Input rows
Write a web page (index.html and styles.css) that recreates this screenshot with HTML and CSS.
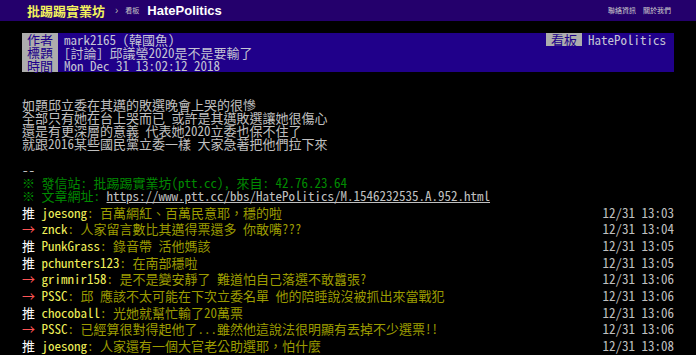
FILE: index.html
```html
<!DOCTYPE html>
<html lang="zh-Hant">
<head>
  <meta charset="UTF-8" />
  <meta name="viewport" content="width=device-width, initial-scale=1.0"/>
  <title>[討論] 邱議瑩2020是不是要輸了 - 看板 HatePolitics - 批踢踢實業坊</title>
  <link rel="stylesheet" href="styles.css">
</head>
<body>
  <div id="topbar">
    <a class="logo" href="#">批踢踢實業坊</a>
    <span class="sep">›</span>
    <span class="board-label">看板</span>
    <a class="board" href="#">HatePolitics</a>
    <div class="links">
      <a href="#">聯絡資訊</a>
      <a href="#">關於我們</a>
    </div>
  </div>

  <div id="main-content">
    <div class="meta">
      <div class="metaline">
        <span class="meta-tag">作者</span><span class="meta-value">mark2165 (韓國魚)</span>
        <div class="metaline-right">
          <span class="meta-tag">看板</span><span class="meta-value">HatePolitics</span>
        </div>
      </div>
      <div class="metaline">
        <span class="meta-tag">標題</span><span class="meta-value">[討論] 邱議瑩2020是不是要輸了</span>
      </div>
      <div class="metaline">
        <span class="meta-tag">時間</span><span class="meta-value">Mon Dec 31 13:02:12 2018</span>
      </div>
    </div>

<div class="text">如題邱立委在其邁的敗選晚會上哭的很慘
全部只有她在台上哭而已 或許是其邁敗選讓她很傷心
還是有更深層的意義 代表她2020立委也保不住了
就跟2016某些國民黨立委一樣 大家急著把他們拉下來

--
<span class="f2">※ 發信站: 批踢踢實業坊(ptt.cc), 來自: 42.76.23.64</span>
<span class="f2">※ 文章網址: </span><a class="url" href="#">https://www.ptt.cc/bbs/HatePolitics/M.1546232535.A.952.html</a></div>

    <div class="pushes">
      <div class="push"><span class="push-tag">推 </span><span class="push-userid">joesong</span><span class="push-content">: 百萬網紅、百萬民意耶，穩的啦</span><span class="push-time">12/31 13:03</span></div>
      <div class="push"><span class="push-tag arrow">→ </span><span class="push-userid">znck</span><span class="push-content">: 人家留言數比其邁得票還多 你敢嘴???</span><span class="push-time">12/31 13:04</span></div>
      <div class="push"><span class="push-tag">推 </span><span class="push-userid">PunkGrass</span><span class="push-content">: 錄音帶 活他媽該</span><span class="push-time">12/31 13:05</span></div>
      <div class="push"><span class="push-tag">推 </span><span class="push-userid">pchunters123</span><span class="push-content">: 在南部穩啦</span><span class="push-time">12/31 13:05</span></div>
      <div class="push"><span class="push-tag arrow">→ </span><span class="push-userid">grimnir158</span><span class="push-content">: 是不是變安靜了 難道怕自己落選不敢囂張?</span><span class="push-time">12/31 13:06</span></div>
      <div class="push"><span class="push-tag arrow">→ </span><span class="push-userid">PSSC</span><span class="push-content">: 邱 應該不太可能在下次立委名單 他的陪睡說沒被抓出來當戰犯</span><span class="push-time">12/31 13:06</span></div>
      <div class="push"><span class="push-tag">推 </span><span class="push-userid">chocoball</span><span class="push-content">: 光她就幫忙輸了20萬票</span><span class="push-time">12/31 13:06</span></div>
      <div class="push"><span class="push-tag arrow">→ </span><span class="push-userid">PSSC</span><span class="push-content">: 已經算很對得起他了...雖然他這說法很明顯有丟掉不少選票!!</span><span class="push-time">12/31 13:06</span></div>
      <div class="push"><span class="push-tag">推 </span><span class="push-userid">joesong</span><span class="push-content">: 人家還有一個大官老公助選耶，怕什麼</span><span class="push-time">12/31 13:08</span></div>
    </div>
  </div>
</body>
</html>
```

FILE: styles.css
```css
* {
  padding: 0;
  margin: 0;
}
body {
  background-color: #000;
  color: #c0c0c0;
  font-family: "Noto Sans Mono CJK TC", "DejaVu Sans Mono", "Noto Sans CJK TC", monospace;
  font-size: 13px;
  line-height: 13px;
  overflow: hidden;
}
a {
  color: inherit;
  text-decoration: none;
}

#topbar {
  height: 21px;
  background-color: #24006c;
  display: flex;
  align-items: center;
  padding: 0 25px 0 27px;
  font-family: "Liberation Sans", "Noto Sans CJK TC", sans-serif;
}
#topbar .logo {
  color: #f2f25c;
  font-weight: bold;
  font-size: 13px;
  font-family: "Noto Sans CJK TC", sans-serif;
}
#topbar .sep {
  color: #b0b0b0;
  font-size: 10px;
  margin: 0 0 0 10px;
}
#topbar .board-label {
  color: #c8c8c8;
  font-size: 7px;
  margin-left: 7px;
  font-family: "Noto Sans CJK TC", sans-serif;
}
#topbar .board {
  color: #fff;
  font-weight: bold;
  font-size: 13px;
  margin-left: 8px;
}
#topbar .links {
  margin-left: auto;
  display: flex;
  gap: 7px;
  font-size: 7px;
  color: #d0d0d0;
  font-family: "Noto Sans CJK TC", sans-serif;
}

#main-content {
  padding: 12px 22px 0 22px;
}

.meta {
  background-color: #20008a;
}
.metaline {
  display: flex;
  height: 13px;
}
.meta-tag {
  background-color: #adadad;
  color: #20008a;
  padding: 0 5px;
}
.meta-value {
  color: #c4c4d4;
  padding: 0 6px;
}
.metaline-right {
  margin-left: auto;
  display: flex;
  padding-right: 2px;
}

.text {
  white-space: pre;
  margin-top: 26px;
}
.f2 {
  color: #008a00;
}
.url {
  text-decoration: underline;
  color: #c0c0c0;
}

.pushes {
  padding-top: 2px;
}
.push {
  display: flex;
  height: 16.67px;
  align-items: center;
  white-space: pre;
}
.push-tag {
  color: #fff;
}
.push-tag.arrow {
  color: #ff5555;
}
.push-userid {
  color: #f0f05a;
}
.push-content {
  color: #9c9c00;
}
.push-time {
  margin-left: auto;
  color: #c0c0c0;
}
```
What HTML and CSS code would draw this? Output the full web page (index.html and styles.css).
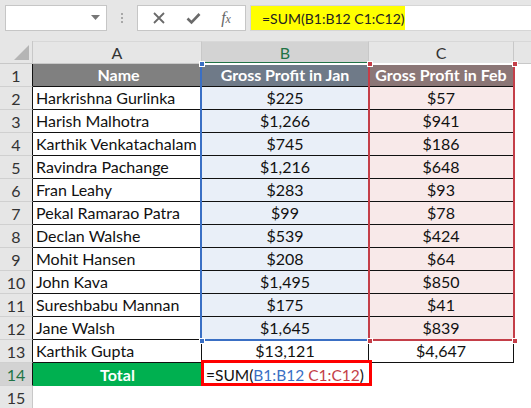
FILE: index.html
```html
<!DOCTYPE html>
<html>
<head>
<meta charset="utf-8">
<link rel="stylesheet" href="styles.css">
</head>
<body>
<div class="toolbar">
  <div class="namebox">
    <svg class="dd" width="9" height="5" viewBox="0 0 9 5"><path d="M0 0H9L4.5 5Z" fill="#777"/></svg>
  </div>
  <div class="grip"><i></i><i></i><i></i></div>
  <div class="fbtns">
    <svg width="14" height="14" viewBox="0 0 14 14"><path d="M2 2L12 12M12 2L2 12" stroke="#6a6a6a" stroke-width="1.8"/></svg>
    <svg width="15" height="13" viewBox="0 0 15 13"><path d="M1.5 6.5L5.5 10.5L13.5 2" stroke="#6a6a6a" stroke-width="2.6" fill="none"/></svg>
    <span class="fx">f<small>x</small></span>
  </div>
  <div class="fbar"><span class="hl">=SUM(B1:B12 C1:C12)</span></div>
</div>
<div class="sheet">
  <div class="corner"><svg width="15" height="15" viewBox="0 0 15 15"><path d="M15 0V15H0Z" fill="#b5b5b5"/></svg></div>
  <div class="colhdr">A</div>
  <div class="colhdr active">B</div>
  <div class="colhdr">C</div>
  <div class="colhdr rest"></div>

  <div class="rowhdr t">1</div>
  <div class="c a hd">Name</div>
  <div class="c b hd hb">Gross Profit in Jan</div>
  <div class="c cc hd hc">Gross Profit in Feb</div>
  <div class="e"></div>

  <div class="rowhdr t">2</div><div class="c a">Harkrishna Gurlinka</div><div class="c b sb">$225</div><div class="c cc sc">$57</div><div class="e"></div>
  <div class="rowhdr t">3</div><div class="c a">Harish Malhotra</div><div class="c b sb">$1,266</div><div class="c cc sc">$941</div><div class="e"></div>
  <div class="rowhdr t">4</div><div class="c a">Karthik Venkatachalam</div><div class="c b sb">$745</div><div class="c cc sc">$186</div><div class="e"></div>
  <div class="rowhdr t">5</div><div class="c a">Ravindra Pachange</div><div class="c b sb">$1,216</div><div class="c cc sc">$648</div><div class="e"></div>
  <div class="rowhdr t">6</div><div class="c a">Fran Leahy</div><div class="c b sb">$283</div><div class="c cc sc">$93</div><div class="e"></div>
  <div class="rowhdr t">7</div><div class="c a">Pekal Ramarao Patra</div><div class="c b sb">$99</div><div class="c cc sc">$78</div><div class="e"></div>
  <div class="rowhdr t">8</div><div class="c a">Declan Walshe</div><div class="c b sb">$539</div><div class="c cc sc">$424</div><div class="e"></div>
  <div class="rowhdr t">9</div><div class="c a">Mohit Hansen</div><div class="c b sb">$208</div><div class="c cc sc">$64</div><div class="e"></div>
  <div class="rowhdr t">10</div><div class="c a">John Kava</div><div class="c b sb">$1,495</div><div class="c cc sc">$850</div><div class="e"></div>
  <div class="rowhdr t">11</div><div class="c a">Sureshbabu Mannan</div><div class="c b sb">$175</div><div class="c cc sc">$41</div><div class="e"></div>
  <div class="rowhdr t">12</div><div class="c a">Jane Walsh</div><div class="c b sb">$1,645</div><div class="c cc sc">$839</div><div class="e"></div>
  <div class="rowhdr t">13</div><div class="c a">Karthik Gupta</div><div class="c b">$13,121</div><div class="c cc">$4,647</div><div class="e"></div>

  <div class="rowhdr t active">14</div>
  <div class="c total">Total</div>
  <div class="c b edit"><span>=SUM(<span class="rb">B1:B12</span> <span class="rc">C1:C12</span>)</span></div>
  <div class="e"></div>
  <div class="e"></div>

  <div class="rowhdr">15</div><div class="e"></div><div class="e"></div><div class="e"></div><div class="e"></div>

  <div class="range blue"></div>
  <div class="range red"></div>
  <div class="handle hbl" style="left:199px;top:20px"></div>
  <div class="handle hbl" style="left:199px;top:297px"></div>
  <div class="handle hrd" style="left:367px;top:20px"></div>
  <div class="handle hrd" style="left:512px;top:20px"></div>
  <div class="handle hrd" style="left:367px;top:297px"></div>
  <div class="handle hrd" style="left:512px;top:297px"></div>
  <div class="editbox"></div>
</div>
</body>
</html>
```
FILE: styles.css
```css
* { box-sizing: border-box; }
html, body { margin: 0; padding: 0; }
body {
  width: 531px;
  height: 408px;
  overflow: hidden;
  background: #fff;
  font-family: Lato, "Liberation Sans", sans-serif;
  color: #111;
}
.toolbar {
  height: 41px;
  background: #e6e6e6;
  display: flex;
  align-items: flex-start;
  padding-top: 5px;
  padding-left: 5px;
}
.namebox {
  width: 102px;
  height: 26px;
  background: #fff;
  border: 1px solid #c6c6c6;
  position: relative;
  display: flex;
  align-items: center;
  justify-content: flex-end;
  padding-right: 6px;
}
.dd { margin-top: -1px; }
.grip {
  width: 30px;
  height: 26px;
  display: flex;
  flex-direction: column;
  align-items: center;
  justify-content: center;
  gap: 2px;
}
.grip i { display: block; width: 2px; height: 2px; background: #a8a8a8; }
.fbtns {
  width: 109px;
  height: 26px;
  background: #fff;
  border: 1px solid #c6c6c6;
  display: flex;
  align-items: center;
  justify-content: space-around;
  padding: 0 4px;
}
.fx {
  font-family: "Liberation Serif", serif;
  font-style: italic;
  font-size: 16px;
  color: #666;
}
.fx small { font-size: 12px; }
.fbar {
  margin-left: 4px;
  flex: 1;
  height: 26px;
  background: #fff;
  border: 1px solid #d6d6d6;
  border-right: none;
}
.hl {
  display: inline-flex;
  align-items: center;
  height: 100%;
  width: 154px;
  background: #ffff00;
  padding-left: 11px;
  font-family: Lato, "Liberation Sans", sans-serif;
  font-size: 14px;
  color: #222;
}
.sheet {
  position: relative;
  display: grid;
  grid-template-columns: 33px 169px 167px 145px 1fr;
  grid-template-rows: 23px;
  grid-auto-rows: 23px;
}
.corner {
  background: #e6e6e6;
  border-right: 1px solid #c8c8c8;
  border-bottom: 1px solid #c8c8c8;
  display: flex;
  align-items: flex-end;
  justify-content: flex-end;
  padding: 0 3px 3px 0;
}
.colhdr {
  background: #e6e6e6;
  border-right: 1px solid #c8c8c8;
  border-bottom: 1px solid #c8c8c8;
  border-top: 1px solid #d8d8d8;
  display: flex;
  align-items: center;
  justify-content: center;
  font-size: 16px;
  color: #333;
}
.colhdr.active {
  background: #d3d3d3;
  color: #217346;
  border-bottom: 2px solid #217346;
}
.colhdr.rest { border-right: none; }
.rowhdr {
  background: #e6e6e6;
  border-right: 1px solid #c8c8c8;
  border-bottom: 1px solid #d0d0d0;
  display: flex;
  align-items: center;
  justify-content: center;
  font-size: 16px;
  color: #333;
}
.rowhdr.t { border-right-color: #111; }
.rowhdr.active {
  background: #d3d3d3;
  color: #217346;
}
.c {
  border-right: 1px solid #111;
  border-bottom: 1px solid #111;
  display: flex;
  align-items: flex-end;
  padding-bottom: 2px;
  font-size: 16px;
  white-space: pre;
  overflow: hidden;
}
.a { padding-left: 3px; }
.b, .cc { justify-content: center; }
.hd { font-weight: bold; color: #fff; background: #808080; justify-content: center; }
.hb { background: #6f7a88; }
.hc { background: #8b7676; }
.sb { background: #e9eff8; }
.sc { background: #f8e9e9; }
.total {
  background: #00b050;
  border-bottom: none;
  border-right: none;
  justify-content: center;
  color: #fff;
  font-weight: bold;
}
.edit {
  border: none;
  justify-content: flex-start;
  padding-left: 4px;
  font-size: 15.5px;
  color: #111;
}
.rb { color: #3a6fc4; }
.rc { color: #c43e48; }
.range { position: absolute; pointer-events: none; }
.range.blue {
  left: 200px;
  top: 22px;
  width: 170px;
  height: 278px;
  border: 2px solid #3a6fc4;
  border-top-color: #fff;
}
.range.red {
  left: 368px;
  top: 22px;
  width: 147px;
  height: 278px;
  border: 2px solid #c43e48;
  border-top-color: #fff;
}
.handle {
  position: absolute;
  width: 6px;
  height: 6px;
  border: 1px solid #fff;
}
.hbl { background: #3a6fc4; }
.hrd { background: #c43e48; }
.editbox {
  position: absolute;
  left: 201px;
  top: 319px;
  width: 171px;
  height: 26px;
  border: 3px solid #ff0000;
}
```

What is needed
In the records above, locate every line with the string "this" and copy it.

Written response
Write a web page (index.html and styles.css) that recreates this screenshot with HTML and CSS.
What HTML and CSS code would draw this? Output the full web page (index.html and styles.css).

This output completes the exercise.